Se li è portati dietro, gli occhi bambini, anche nella sala stampa di Misano, nell’unico momento con i microfoni davanti la bocca. Ha raccontato che qui ci tiene a fare bene. Perchè è in Italia e perché questo circuito, per lui, è pure un simbolo che significa tanto. E non ha nascosto che il desiderio di fare bene fa a cazzotti con l’oggettività di una preoccupazione: “Abbiamo molto lavoro da fare, in piste con asfalti come questo soffriamo un po’, ma sono sicuro che se partiamo bene già dal venerdì potremo lottare non dico con Alvaro Bautista, ma con tutte le altre Ducati. Facciamo fatica in particolare nell’ultima parte della frenata, ma è un problema comune un po’ a tutti quelli che guidano la Panigale”. E’ di corse che vuole parlare e dietro quegli occhi bambini si percepisce proprio quasi il fastidio della consapevolezza che forse molti di quelli che sono lì davanti a lui vorrebbero chiedergli altro: il futuro, i suoi giorni a Lugano, il mondo dello spettacolo, la fidanzata Elodie. Tutte cose, insomma, che fanno parte della sua vita, ma che non sono la sua vita. La sua vita sono le moto. Punto. Ha provato a dirlo in ogni modo e in tutte le lingue, per anni. Fino a doversi schermare con quell’aria lì da “ca*zone” che si finisce per rimproverargli, ma che invece è solo forse il modo per difendersi. Meglio risultare antipatici che ritrovarsi a mandare a fare in cu*o tutti.

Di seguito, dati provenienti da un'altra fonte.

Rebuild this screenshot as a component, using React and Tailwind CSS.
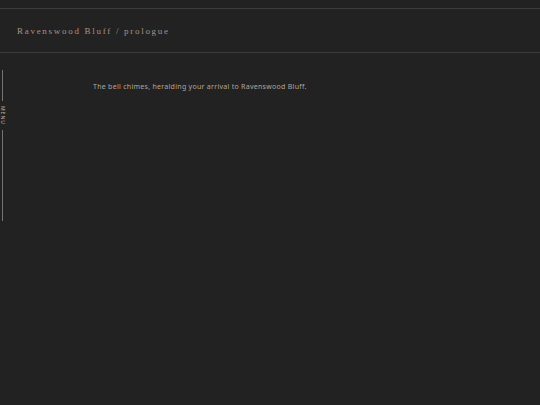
export default function App() {
  return (
    <div className="min-h-screen bg-[#222222] pt-2 text-[#b3a69a]">
      <PageHeader title="Ravenswood Bluff / prologue" />
      <div className="flex items-start pt-[17px]">
        <MenuTab />
        <main className="min-w-0 flex-1 pt-3 pl-[88px]">
          <Passage>The bell chimes, heralding your arrival to Ravenswood Bluff.</Passage>
        </main>
      </div>
    </div>
  );
}

function PageHeader({ title }) {
  return (
    <header className="border-y border-[#3c3c3c] px-[17px] pt-4 pb-[14px]">
      <h1 className="font-['Liberation_Serif',serif] text-[9px] leading-[13px] tracking-[0.19em] text-[#ab9182]">
        {title}
      </h1>
    </header>
  );
}

// Collapsed side menu: a thin rule above and below the rotated label.
function MenuTab() {
  return (
    <button
      type="button"
      className="flex w-[5px] flex-col items-center font-['Open_Sans',sans-serif] text-[5px] leading-[5px] font-semibold tracking-[1px] text-[#b09a88]"
    >
      <span className="h-[31px] w-px bg-[#777473]" />
      <span className="flex h-[29px] items-center justify-center">
        <span className="[writing-mode:vertical-rl]">MENU</span>
      </span>
      <span className="h-[91px] w-px bg-[#777473]" />
    </button>
  );
}

function Passage({ children }) {
  return (
    <p className="font-['Noto_Sans',sans-serif] text-[7px] leading-[10px] tracking-[0.04em]">
      {children}
    </p>
  );
}
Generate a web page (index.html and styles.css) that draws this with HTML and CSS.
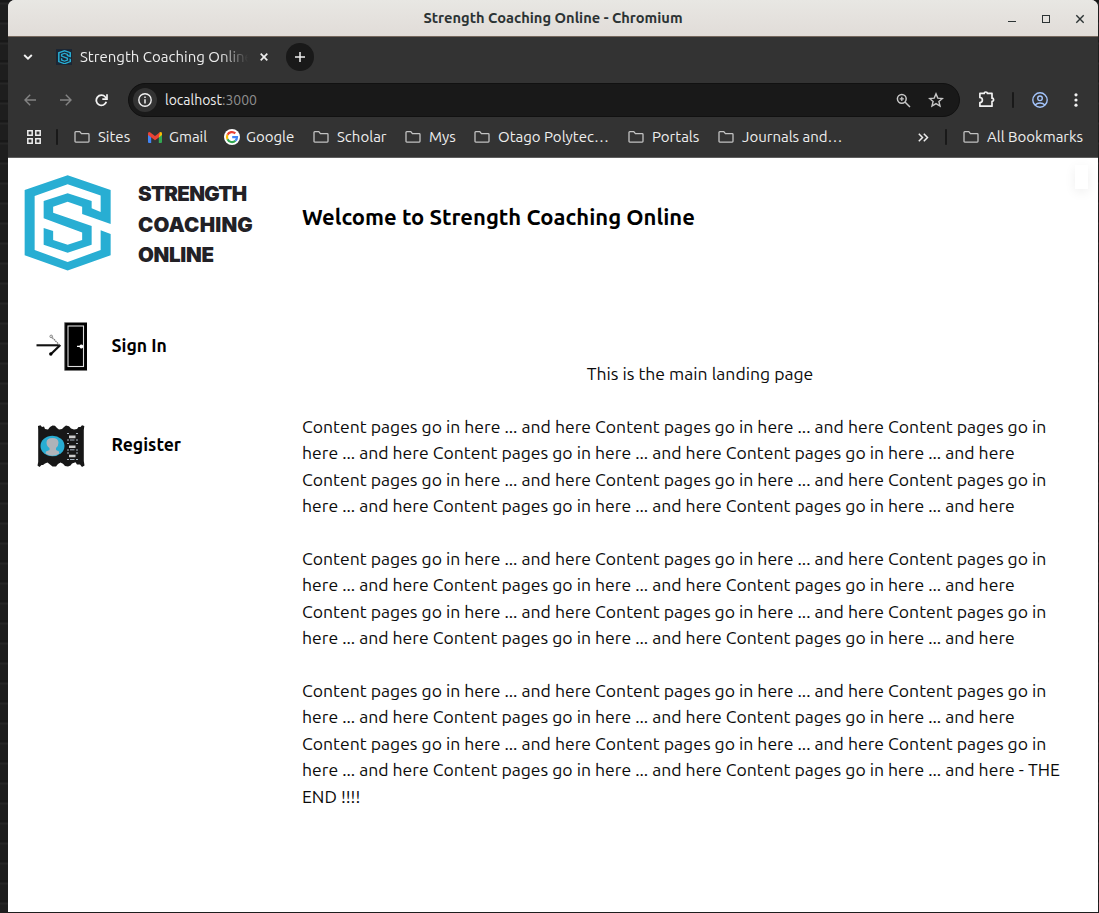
FILE: index.html
```html
<!DOCTYPE html>
<html lang="en">
<head>
<meta charset="utf-8">
<title>Strength Coaching Online</title>
<link rel="stylesheet" href="styles.css">
</head>
<body>
<svg width="0" height="0" class="defs" aria-hidden="true">
  <symbol id="folder" viewBox="0 0 16 14">
    <path d="M1.8 1.7h4l1.6 2h6.8c.5 0 .8.3.8.8v6.8c0 .5-.3.8-.8.8H1.8c-.5 0-.8-.3-.8-.8V2.5c0-.5.3-.8.8-.8z" fill="none" stroke="#c2c2c2" stroke-width="1.3"/>
  </symbol>
  <symbol id="brand" viewBox="-.4 0 86.500 96">
    <path d="M43 .3L86 15V49L57.500 39V31.700L43 26.700L28.500 31.700V37.700L67 51V69.700L43 77.700L19 69.700V53L28.500 56V65L43 69.700L57.500 65V57.500L19 43.300V26L43 18.300L67 26V33.300L76 37V20.500L43 9.300L10 21V75L43 87L76 75V55.300L86 59V80.300L43 95.600L0 80.300V15Z" fill="#28aed3"/>
  </symbol>
</svg>
<div class="desktop">
  <div class="window">
    <header class="titlebar">
      <span class="title">Strength Coaching Online - Chromium</span>
      <svg class="controls" width="78" height="14" viewBox="0 0 78 14" fill="none" stroke="#2c3334">
        <path d="M0 10.500h8" stroke-width="1"/>
        <rect x="34.500" y="4.500" width="7" height="7" stroke-width="1"/>
        <path d="M68.300 4.300l7.400 7.400M75.700 4.300l-7.400 7.400" stroke-width="1.400"/>
      </svg>
    </header>
    <div class="chrome">
      <div class="tabstrip">
        <svg class="chev" width="10" height="8" viewBox="0 0 10 8"><path d="M1.200 2L5 5.700L8.800 2" fill="none" stroke="#f2f2f2" stroke-width="1.900"/></svg>
        <span class="favicon"><svg width="13" height="14.500"><use href="#brand"/></svg></span>
        <span class="tabname">Strength Coaching Online</span>
        <svg class="tabclose" width="8" height="8" viewBox="0 0 8 8"><path d="M.700.700l6.600 6.600M7.300.700L.700 7.300" stroke="#eee" stroke-width="1.700"/></svg>
        <span class="newtab"><svg width="10" height="10" viewBox="0 0 10 10"><path d="M5 0v10M0 5h10" stroke="#eee" stroke-width="1.500"/></svg></span>
      </div>
      <div class="toolbar">
        <svg class="back" width="12" height="12" viewBox="0 0 12 12" fill="none" stroke="#848484" stroke-width="1.400"><path d="M12 6H1M6.200.800L1 6l5.200 5.200"/></svg>
        <svg class="forward" width="12" height="12" viewBox="0 0 12 12" fill="none" stroke="#848484" stroke-width="1.400"><path d="M0 6h11M5.800.800L11 6l-5.200 5.200"/></svg>
        <svg class="reload" width="13" height="13" viewBox="0 0 13 13" fill="none" stroke="#f2f2f2" stroke-width="1.800"><path d="M11.300 7.800A5.100 5.100 0 1 1 10.300 3L11.500 4.300"/><path d="M12 .300V5.100H7.300" stroke-width="1.700"/></svg>
        <div class="omnibox">
          <span class="info"><svg width="14" height="14" viewBox="0 0 14 14"><circle cx="7" cy="7" r="6.200" fill="none" stroke="#f0f0f0" stroke-width="1.400"/><path d="M7 6.200v4.200M7 3.500v1.600" stroke="#f0f0f0" stroke-width="1.500"/></svg></span>
          <span class="url">localhost<span class="port">:3000</span></span>
          <svg class="zoomicon" width="15" height="15" viewBox="0 0 15 15" fill="none" stroke="#c7c7c7" stroke-width="1.500"><circle cx="5.800" cy="5.800" r="4.400"/><path d="M9 9l5 5"/><path d="M5.800 3.700v4.200M3.700 5.800h4.200" stroke-width="1.300"/></svg>
          <svg class="star" width="16" height="16" viewBox="0 0 16 16"><path d="M8 1.900l1.800 4.200 4.600.400-3.500 3 1.100 4.500L8 11.600 4 14l1.100-4.500-3.500-3 4.600-.400z" fill="none" stroke="#c7c7c7" stroke-width="1.400"/></svg>
        </div>
        <svg class="puzzle" width="17" height="17" viewBox="0 0 17 17"><path d="M1.900 2.400H6.200a1.600 1.400 0 0 1 3.200 0H14V7.200a1.600 1.600 0 0 1 0 3.200V15.200H1.900V11.500a2.500 2.500 0 0 0 0-5z" fill="none" stroke="#f2f2f2" stroke-width="1.700" stroke-linejoin="round"/></svg>
        <span class="sep toolsep"></span>
        <svg class="profile" width="16" height="16" viewBox="0 0 16 16" fill="none" stroke="#a3c4fb" stroke-width="1.400"><circle cx="8" cy="8" r="7.200"/><circle cx="8" cy="6.300" r="2.300"/><path d="M3 13c2.800-2.600 7.200-2.600 10 0"/></svg>
        <svg class="dots" width="4" height="14" viewBox="0 0 4 14" fill="#f2f2f2"><circle cx="2" cy="1.800" r="1.600"/><circle cx="2" cy="7" r="1.600"/><circle cx="2" cy="12.200" r="1.600"/></svg>
      </div>
      <nav class="bookmarks">
        <svg class="apps" width="14" height="14" viewBox="0 0 14 14" fill="none" stroke="#eee" stroke-width="1.500"><path d="M.800.800h4.400v4.400H.800zM8.800.800h4.400v4.400H8.800zM.800 8.800h4.400v4.400H.800zM8.800 8.800h4.400v4.400H8.800z"/></svg>
        <span class="sep"></span>
        <span class="bm"><svg width="16" height="14"><use href="#folder"/></svg><span>Sites</span></span>
        <span class="bm gmail"><svg width="14" height="11" viewBox="0 0 14 11"><path d="M0 1.500L3.200 4v7H1Q0 11 0 10z" fill="#4285f4"/><path d="M14 1.500L10.800 4v7H13q1 0 1-1z" fill="#34a853"/><path d="M10.800 1L12 .200Q14-.500 14 1.600V3l-3.200 2.400z" fill="#fbbc04"/><path d="M0 3V1.600Q0-.500 2 .200L7 4.100 12 .200 10.800 5.400 7 8.300z" fill="#ea4335"/></svg><span>Gmail</span></span>
        <span class="bm google"><svg width="16" height="16" viewBox="0 0 16 16"><circle cx="8" cy="8" r="8" fill="#fff"/><g fill="none" stroke-width="2.200"><path d="M11.300 4.400A5 5 0 0 0 3.500 5.800" stroke="#ea4335"/><path d="M3.500 5.800a5 5 0 0 0 0 4.500" stroke="#fbbc04"/><path d="M3.500 10.300a5 5 0 0 0 7.900 1.500" stroke="#34a853"/><path d="M11.400 11.800A5 5 0 0 0 13 8.200H8.200" stroke="#4285f4"/></g></svg><span>Google</span></span>
        <span class="bm"><svg width="16" height="14"><use href="#folder"/></svg><span>Scholar</span></span>
        <span class="bm"><svg width="16" height="14"><use href="#folder"/></svg><span>Mys</span></span>
        <span class="bm"><svg width="16" height="14"><use href="#folder"/></svg><span>Otago Polytec…</span></span>
        <span class="bm"><svg width="16" height="14"><use href="#folder"/></svg><span>Portals</span></span>
        <span class="bm"><svg width="16" height="14"><use href="#folder"/></svg><span>Journals and…</span></span>
        <svg class="more" width="11" height="9" viewBox="0 0 11 9" fill="none" stroke="#eee" stroke-width="1.500"><path d="M.800.800L4.500 4.500.800 8.200M5.800.800l3.700 3.700-3.700 3.700"/></svg>
        <span class="sep"></span>
        <span class="bm"><svg width="16" height="14"><use href="#folder"/></svg><span>All Bookmarks</span></span>
      </nav>
    </div>
    <div class="page">
      <span class="bubble"></span>
      <aside class="side">
        <div class="logo">
          <svg width="87" height="96"><use href="#brand"/></svg>
          <div class="wordmark"><span class="w1">STRENGTH</span><span class="w2">COACHING</span><span class="w3">ONLINE</span></div>
        </div>
        <a class="item">
          <svg width="52" height="50" viewBox="0 0 52 50">
            <rect x="28.500" y=".500" width="22.500" height="48" fill="#000"/>
            <path d="M28.800 0v48.500h22.400" fill="none" stroke="#777" stroke-width=".500"/>
            <rect x="32" y="4" width="15.500" height="40.500" fill="none" stroke="#ddd" stroke-width="1.100"/>
            <path d="M41 23.800h2.500q.500-1.300 2-1.300 1.700.200 1.700 2 0 1.900-1.700 2-1.500 0-2-1.500H41z" fill="#fff"/>
            <path d="M.500 23.300h23" stroke="#111" stroke-width="2.100"/>
            <path d="M14.500 32.500L24.300 23" stroke="#111" stroke-width="2.300"/><circle cx="14.800" cy="32" r="1.700"/>
            <path d="M23.500 23l-8-8.200" stroke="#777" stroke-width="1.300" stroke-dasharray="1.500 .7"/><circle cx="15.200" cy="14.400" r="1.300" fill="none" stroke="#777" stroke-width=".900"/>
          </svg>
          <span>Sign In</span>
        </a>
        <a class="item register">
          <svg width="48" height="42" viewBox="0 0 48 42">
            <path d="M1 1L3.500.300 5 2 7 1.500 8 4 11 4.500 13 2 15.500.500 18 .800 20 3 22 4.500 25 4 27 2 29 .500 32 1.200 34 3.500 37 4.500 40 4 41.500 2 43.500 2 45 .300 47.300 1 46.800 5V36L47.500 40.500 45 42 43 39.500 40 39.500 38.500 37.300 35 38.500 33.500 40.500 31 41.500 28 41 26 38.700 23.500 37.500 21 39 19 41.500 15.500 41.500 13 39.500 10.500 37.500 8 38.500 6 40 4.500 40 2.500 42 .500 40.500 1.200 37V5z" fill="#171717"/>
            <ellipse cx="15.500" cy="21" rx="12" ry="10.300" fill="#28add3"/>
            <path d="M9.500 17.500Q9.500 13 15.500 13t6 4.800Q21.500 21 19 23v2l3 1.500v2.300Q15 33 8.500 28.500l.500-2L12.500 25v-2Q9.500 21 9.500 17.500z" fill="#afb3b9"/>
            <path d="M32 11.900h6.500M32 21.800h6.500M32 31h6.500" stroke="#ccc" stroke-width="2.600"/>
            <path d="M30 8.500h2M39 8.500h2M30 15h2M39 15h2M33 15h4.500M30 18.500h2M39 18.500h2M30 25h2M39 25h2M33 24.800h4.500M30 28h2M39 28h2M30 34.500h2M39 34.500h2M33 34.500h4.500" stroke="#a4b0bc" stroke-width="1"/>
          </svg>
          <span>Register</span>
        </a>
      </aside>
      <main class="main">
        <h1>Welcome to Strength Coaching Online</h1>
        <p class="lead">This is the main landing page</p>
        <p>Content pages go in here ... and here Content pages go in here ... and here Content pages go in here ... and here Content pages go in here ... and here Content pages go in here ... and here Content pages go in here ... and here Content pages go in here ... and here Content pages go in here ... and here Content pages go in here ... and here Content pages go in here ... and here</p>
        <p>Content pages go in here ... and here Content pages go in here ... and here Content pages go in here ... and here Content pages go in here ... and here Content pages go in here ... and here Content pages go in here ... and here Content pages go in here ... and here Content pages go in here ... and here Content pages go in here ... and here Content pages go in here ... and here</p>
        <p>Content pages go in here ... and here Content pages go in here ... and here Content pages go in here ... and here Content pages go in here ... and here Content pages go in here ... and here Content pages go in here ... and here Content pages go in here ... and here Content pages go in here ... and here Content pages go in here ... and here Content pages go in here ... and here - THE END !!!!</p>
      </main>
    </div>
  </div>
</div>
</body>
</html>
```
FILE: styles.css
```css
* { box-sizing: border-box; }
html, body { height: 100%; }
body { margin: 0; overflow: hidden; font-family: Ubuntu, "Noto Sans", sans-serif; }
svg { display: block; flex: none; }
.defs { position: absolute; }
.desktop {
  height: 913px;
  padding: 0 1px 1px 8px;
  background: repeating-linear-gradient(180deg, #181818 0 2px, #262626 3px 4px, #1e1e1e 5px 20px);
}
.window {
  height: 100%;
  display: flex;
  flex-direction: column;
  border-radius: 7px 7px 0 0;
  overflow: hidden;
  background: #fff;
}
.titlebar {
  height: 37px;
  flex: none;
  display: grid;
  grid-template-columns: 1fr auto 1fr;
  align-items: center;
  background: linear-gradient(#e8e7e3, #e1dcd8);
  border-bottom: 1px solid #75675c;
  color: #2c3334;
}
.title { grid-column: 2; padding-bottom: 2px; font-size: 14.67px; font-weight: 700; white-space: nowrap; }
.controls { justify-self: end; margin-right: 12px; }
.chrome { height: 121px; flex: none; background: #333; border-bottom: 1px solid #5e5e5e; color: #eee; font-size: 15px; }
.tabstrip { height: 40px; display: flex; align-items: center; padding-left: 15px; }
.favicon { width: 16px; height: 16px; margin-left: 23px; background: #1b2634; display: grid; place-items: center; }
.tabname {
  width: 168px;
  margin-left: 8px;
  padding-bottom: 2px;
  overflow: hidden;
  white-space: nowrap;
  -webkit-mask-image: linear-gradient(90deg, #000 140px, transparent 168px);
  mask-image: linear-gradient(90deg, #000 140px, transparent 168px);
}
.tabclose { margin-left: 12px; }
.newtab { width: 28px; height: 28px; margin-left: 18px; border-radius: 50%; background: #191919; display: grid; place-items: center; }
.toolbar { height: 46px; display: flex; align-items: center; padding-left: 16px; }
.forward { margin-left: 24px; }
.reload { margin-left: 23px; }
.omnibox {
  width: 832px;
  height: 34px;
  margin-left: 20px;
  padding-left: 4px;
  border-radius: 17px;
  border: 1px solid #111;
  background: #191919;
  display: flex;
  align-items: center;
}
.info { width: 24px; height: 24px; border-radius: 50%; background: #333; display: grid; place-items: center; }
.url { flex: 1; margin-left: 8px; font-size: 14px; }
.port { color: #8e8e8e; }
.zoomicon { margin-right: 17px; }
.star { margin-right: 15px; }
.puzzle { margin-left: 18px; margin-bottom: 1px; }
.sep { width: 2px; height: 16px; background: #191919; border-radius: 1px; }
.toolsep { margin-left: 17px; }
.profile { margin-left: 18px; }
.dots { margin-left: 26px; }
.bookmarks {
  height: 28px;
  padding-left: 19px;
  display: grid;
  grid-template-columns: 29px 18px 74px 76px 89px 92px 69px 154px 90px 200px 27px 18px auto;
  align-items: center;
}
.bm { display: flex; align-items: center; gap: 8px; white-space: nowrap; }
.bm span { padding-bottom: 2px; }
.gmail { gap: 7px; }
.google { gap: 6px; }
.page { position: relative; flex: 1; display: flex; color: #0b0b0b; }
.bubble { position: absolute; right: 10px; top: 7px; width: 13px; height: 24px; background: #fff; box-shadow: 0 3px 12px rgba(0, 0, 0, .07); }
.side { width: 294px; flex: none; padding: 17px 0 0 16px; }
.logo { display: flex; gap: 27px; height: 96px; }
.wordmark { display: flex; flex-direction: column; padding-top: 4px; font: 900 20.5px/30.5px Inter, sans-serif; color: #222126; }
.w1 { letter-spacing: -.7px; }
.w2 { letter-spacing: .2px; }
.w3 { letter-spacing: -.3px; }
.item { display: flex; align-items: center; gap: 23.5px; margin: 51px 0 0 12px; height: 50px; color: #000; font-size: 17.6px; font-weight: 600; }
.item span { padding-bottom: 3px; }
.register { margin: 49px 0 0 13px; gap: 26.5px; }
.main { width: 780px; padding-top: 42px; }
.main h1 { margin: 0; height: 33px; font-size: 22px; line-height: 33px; font-weight: 600; color: #000; }
.main p { width: 764px; margin: 0 0 26.4px; font-size: 17.6px; line-height: 26.4px; }
.main .lead { width: 796px; margin-top: 128.1px; text-align: center; }
```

Non lo ha fatto nemmeno ieri, quando inevitabilmente è venuta fuori la domanda sul suo futuro. “E’ chiaro – ha spiegato – che vorrei una moto ufficiale in un team ufficiale”. Qualcosa che, ad esempio, in MotoGP dicono tutti, risultando pure simpatici e con sacrosante richieste, ma che quando a dirla è Andrea Iannone la si fa passare quasi come una pretesa. E invece, magari, è un diritto. Perché dopo 4 anni giù dalle moto è tornato e è andato forte subito. Dimostrando che il talento è lo stesso di una volta e pure che il fisico, nel frattempo, s’è mantenuto in grado di reggere le corse e un mondiale. “Ho diverse proposte per il futuro, ma al momento non c’è una decisione e voglio concentrarmi su Misano e su questa gara. Poi valuterò bene cosa fare”. E’ di corse che vuole parlare, possibilmente della prima corsa utile. E non sa più come dirlo. C’è, tra quelle prospettive, anche la MotoGP. Non lo conferma, non lo smentisce. Quella prospettiva si chiama Pramac, probabilmente con Yamaha. Quegli occhi bambini, però, forse una indicazione l’hanno data: “Una moto ufficiale in un team ufficiale”. E è molto probabile che, alla fine, non sarà Ducati in SBK e non sarà nemmeno Pramac in MotoGP, ma BMW. Per adesso in SBK, ma con un progetto su cui mettere la firma per il 2027 e per rimettere gli stivali, e riportare quegli occhi bambini, sul palcoscenico che una storiaccia assurda gli ha negato sul più bello. Nel frattempo, viene da dire, quegli occhi bambini resteranno per i pochi di cui può fidarsi o per chi avrà la fortuna di osservarli da lontano. Oppure, forse, saranno per tutti, non appena verrà lasciato in qualche modo più in pace e considerato per ciò che è davvero e da sempre: un pilota veloce di moto da corsa.